Human Rights Watch ha aggiunto che «il governo cinese ha istituito controlli su chi sia un religioso, quale versione del Corano utilizzi, dove si tengano le riunioni religiose e quello che si dice nei momenti religiosi». Negli ultimi anni il Pcc ha anche vietato agli islamici di portare lunghe barbe e veli, ha proibito loro di celebrare il Ramadan e a una volta ha anche organizzato una festa della birra in una città musulmana, in contrasto alla loro usanza di non bere alcolici. 

La dura repressione del Pcc nella regione ha anche provocato numerose proteste e rivolte. La più evidente è avvenuta nel 2009 a Urumqi, la capitale dello Xinjiang, dove la polizia cinese aveva risposto ai disordini con proiettili veri. Fonti del Pcc sostengono che 197 persone siano state uccise, mentre il Congresso Mondiale degli Uiguri ritiene che il bilancio delle vittime sia stato vicino a 600. 

Anche nel 2013 e nel 2014 si sono verificati scontri simili.

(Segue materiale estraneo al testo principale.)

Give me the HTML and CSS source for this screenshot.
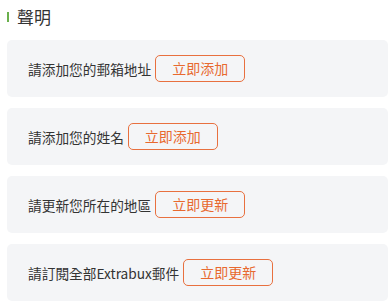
FILE: index.html
```html
<!DOCTYPE html>
<html lang="zh-Hant">
<head>
    <meta charset="UTF-8">
    <meta name="viewport" content="width=device-width, initial-scale=1.0">
    <title>聲明</title>
    <link rel="stylesheet" href="styles.css">
</head>
<body>
    <div class="notice">
        <div class="notice-title">
            <span class="title-bar"></span>
            <h2>聲明</h2>
        </div>
        <div class="notice-list">
            <div class="notice-item">
                <span class="item-text">請添加您的郵箱地址</span>
                <button class="action-btn">立即添加</button>
            </div>
            <div class="notice-item">
                <span class="item-text">請添加您的姓名</span>
                <button class="action-btn">立即添加</button>
            </div>
            <div class="notice-item">
                <span class="item-text">請更新您所在的地區</span>
                <button class="action-btn">立即更新</button>
            </div>
            <div class="notice-item">
                <span class="item-text">請訂閱全部Extrabux郵件</span>
                <button class="action-btn">立即更新</button>
            </div>
        </div>
    </div>
</body>
</html>
```

FILE: styles.css
```css
/* Global */
body, html {
    margin: 0;
    padding: 0;
    background-color: #fff;
    font-family: "Noto Sans CJK TC", "Noto Sans", sans-serif;
    color: #333;
}

.notice {
    padding: 5px 1px 0 7px;
}

/* Title */
.notice-title {
    display: flex;
    align-items: center;
    height: 24px;
}

.title-bar {
    width: 2px;
    height: 10px;
    background-color: #6ab04c;
    margin-right: 8px;
}

.notice-title h2 {
    margin: 0;
    font-size: 17px;
    font-weight: 400;
    line-height: 24px;
}

/* List */
.notice-list {
    display: flex;
    flex-direction: column;
    gap: 11px;
    margin-top: 11px;
}

.notice-item {
    display: flex;
    align-items: center;
    height: 57px;
    padding-left: 21px;
    background-color: #f4f5f7;
    border-radius: 5px;
}

.item-text {
    font-size: 13.7px;
    margin-right: 4px;
}

.action-btn {
    height: 27px;
    padding: 0 16px;
    background: transparent;
    border: 1px solid #e8703f;
    border-radius: 5px;
    color: #e8692f;
    font-family: inherit;
    font-size: 14px;
    line-height: 25px;
    cursor: pointer;
}
```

Il rapporto del Congresso Mondiale degli Uiguri ha affermato che «la Cina si riferisce sempre agli incidenti come ad ‘atti di terrorismo’. Alcuni lo sono senza dubbio, ma in molti casi per chi vive al di fuori è quasi impossibile valutare la veridicità dei resoconti del governo cinese su questi incidenti ‘terroristici’; e probabilmente il Governo gonfia la minaccia dei ‘tre mali’ per giustificare la repressione».

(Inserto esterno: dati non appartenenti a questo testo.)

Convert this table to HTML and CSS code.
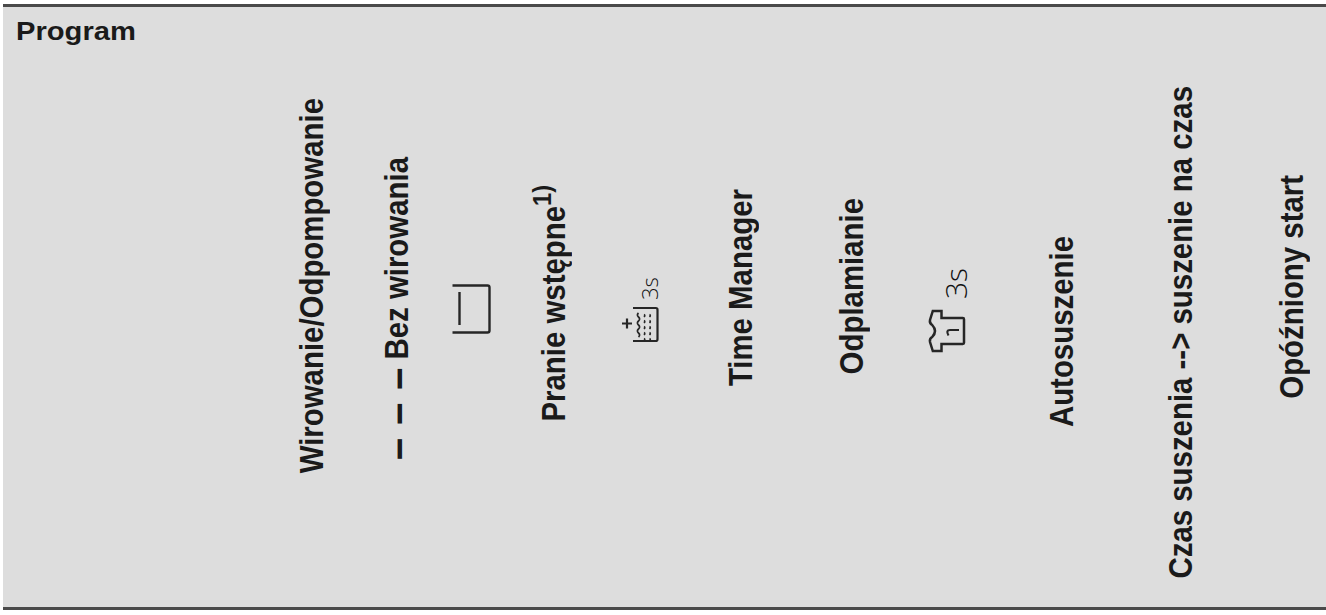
FILE: index.html
```html
<!DOCTYPE html>
<html lang="pl">
<head>
<meta charset="utf-8">
<title>Program</title>
<link rel="stylesheet" href="styles.css">
</head>
<body>
<div class="header-row">
  <div class="cell cell-program"><span class="program">Program</span></div>
  <div class="cell c1"><span class="vt">Wirowanie/Odpompowanie</span></div>
  <div class="cell c2"><span class="vt"><span class="dashes">– – –</span> Bez wirowania</span></div>
  <div class="cell c3">
    <svg class="icon" width="40" height="50" viewBox="0 0 40 50">
      <path d="M1.5 1.5 H36.5 Q38.5 1.5 38.5 3.5 V46.5 Q38.5 48.5 36.5 48.5 H1.5" fill="none" stroke="#262626" stroke-width="2.4"/>
      <path d="M8.5 8 V41" fill="none" stroke="#262626" stroke-width="2.4"/>
    </svg>
  </div>
  <div class="cell c4"><span class="vt">Pranie wstępne<sup>1)</sup></span></div>
  <div class="cell c5">
    <svg class="icon" width="58" height="76" viewBox="0 0 58 76">
      <g transform="translate(8 8)">
        <path d="M14 33 H36.8 Q38.5 33 38.5 34.7 V64.3 Q38.5 66 36.8 66 H14" fill="none" stroke="#262626" stroke-width="2.2"/>
        <path d="M3 48.5 H13 M8 43.5 V53.5" fill="none" stroke="#262626" stroke-width="2.2"/>
        <path d="M19.5 38 q-2.2 2 0 4 t0 4 t0 4 t0 4 t0 4 t0 4" fill="none" stroke="#262626" stroke-width="1.7"/>
        <path d="M25 39.5 q1.6 1 0 2.5 m0 3.5 q1.6 1 0 2.5 m0 3.5 q1.6 1 0 2.5 m0 3.5 q1.6 1 0 2.5 m0 3.5 q1.6 1 0 2.5" fill="none" stroke="#262626" stroke-width="1.6"/>
        <path d="M30.5 39.5 q1.6 1 0 2.5 m0 3.5 q1.6 1 0 2.5 m0 3.5 q1.6 1 0 2.5 m0 3.5 q1.6 1 0 2.5 m0 3.5 q1.6 1 0 2.5" fill="none" stroke="#262626" stroke-width="1.6"/>
        <text class="svg-3s" x="39" y="25" transform="rotate(-90 39 25)" font-size="22">3s</text>
      </g>
    </svg>
  </div>
  <div class="cell c6"><span class="vt">Time Manager</span></div>
  <div class="cell c7"><span class="vt">Odplamianie</span></div>
  <div class="cell c8">
    <svg class="icon" width="64" height="100" viewBox="0 0 64 100">
      <g transform="translate(10 8)">
        <g transform="translate(4 90) rotate(-90)">
          <path d="M1 3.8 L10 1 Q13.5 0.3 15 3.2 Q21 8.8 27 3.2 Q28.5 0.3 32 1 L41 3.8 V12.5 H34 V33.8 Q34 35 32.8 35 H9.2 Q8 35 8 33.8 V12.5 H1 Z" fill="none" stroke="#262626" stroke-width="2.5"/>
          <path d="M16.5 19.5 Q22 16.5 22 21 V30" fill="none" stroke="#262626" stroke-width="2.1"/>
        </g>
        <text class="svg-3s" x="42" y="37" transform="rotate(-90 42 37)" font-size="30">3s</text>
      </g>
    </svg>
  </div>
  <div class="cell c9"><span class="vt">Autosuszenie</span></div>
  <div class="cell c10"><span class="vt">Czas suszenia --&gt; suszenie na czas</span></div>
  <div class="cell c11"><span class="vt">Opóźniony start</span></div>
</div>
</body>
</html>
```
FILE: styles.css
```css
html, body {
  margin: 0;
  padding: 0;
  background: #ffffff;
}

.header-row {
  display: flex;
  margin: 4px 0 0 3px;
  height: 606px;
  box-sizing: border-box;
  border-top: 3px solid #4a4a4a;
  border-bottom: 3px solid #4a4a4a;
  background: #dddddd;
  color: #1a1a1a;
  font-family: "Liberation Sans", Arial, sans-serif;
}

.cell {
  flex: none;
  box-sizing: border-box;
  display: flex;
  flex-direction: column;
  justify-content: flex-end;
  align-items: center;
}

.cell-program {
  width: 267px;
  justify-content: flex-start;
  align-items: flex-start;
  padding: 11px 0 0 13px;
}

.program {
  display: inline-block;
  font-weight: bold;
  font-size: 26.5px;
  line-height: 26.5px;
  transform: scaleX(1.1);
  transform-origin: left center;
}

.vt {
  writing-mode: vertical-rl;
  transform: rotate(180deg) scaleX(1.1);
  white-space: nowrap;
  font-weight: bold;
  font-size: 29.4px;
  line-height: 33px;
}

.vt sup {
  font-size: 80%;
  line-height: 0;
}

.dashes {
  font-size: 135%;
  word-spacing: 2px;
}

.icon {
  overflow: visible;
}

.svg-3s {
  font-family: "Open Sans", "DejaVu Sans", sans-serif;
  font-weight: 300;
  fill: #111111;
}

.c1 { width: 82px; padding-bottom: 134px; }
.c2 { width: 89px; padding-bottom: 147px; }
.c3 { width: 60px; padding-bottom: 273px; }
.c4 { width: 105px; padding-bottom: 185px; }
.c5 { width: 68px; padding-bottom: 264px; }
.c6 { width: 133px; padding-bottom: 221px; }
.c7 { width: 89px; padding-bottom: 233px; }
.c8 { width: 102px; padding-bottom: 253px; }
.c9 { width: 126px; padding-bottom: 180px; }
.c10 { width: 112px; padding-bottom: 28px; }
.c11 { flex: 1 1 auto; padding-left: 20px; padding-bottom: 208px; }
```
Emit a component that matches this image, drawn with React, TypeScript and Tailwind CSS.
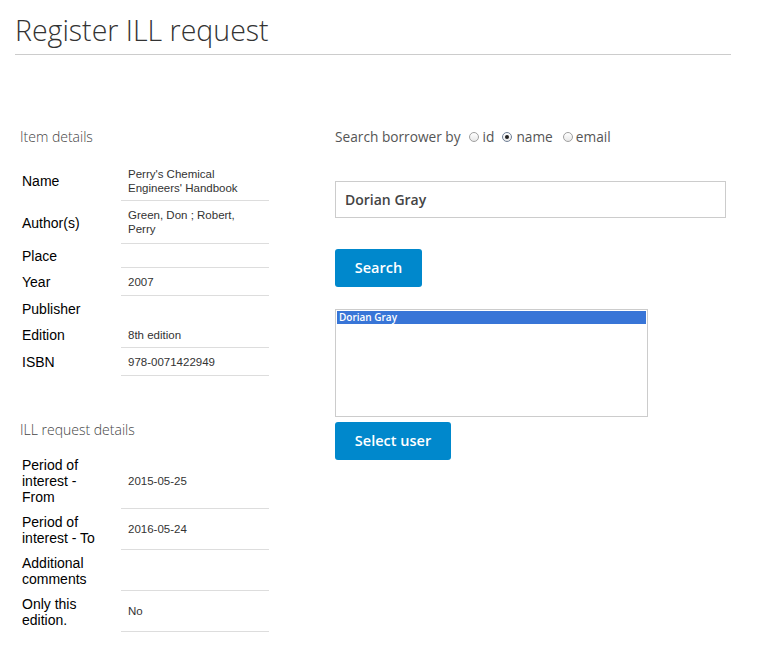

Il rapporto ha citato anche il pensiero sul ‘terrorismo’ di Andrew Small, trasatlantic fellow alla German Marshall Fund degli Stati Uniti (un’organizzazione no-profit che si impegna a rafforzare la cooperazione trasatlantica nel rispetto del piano Marshall), dando la sua opinione sul ‘terrorismo’ nello Xinjiang.

Small ha dichiarato che il Pcc «tende ad attribuire quasi qualsiasi atto di violenza nello Xinjiang ai ‘separatisti’, sostenendo che esista un intento malevolo anche nelle proteste più tranquille, e tende a criminalizzare i gruppi politici». Secondo Small questo «rende perennemente confusa la linea di demarcazione tra il terrorista, l’attivista e la cittadinanza lesa».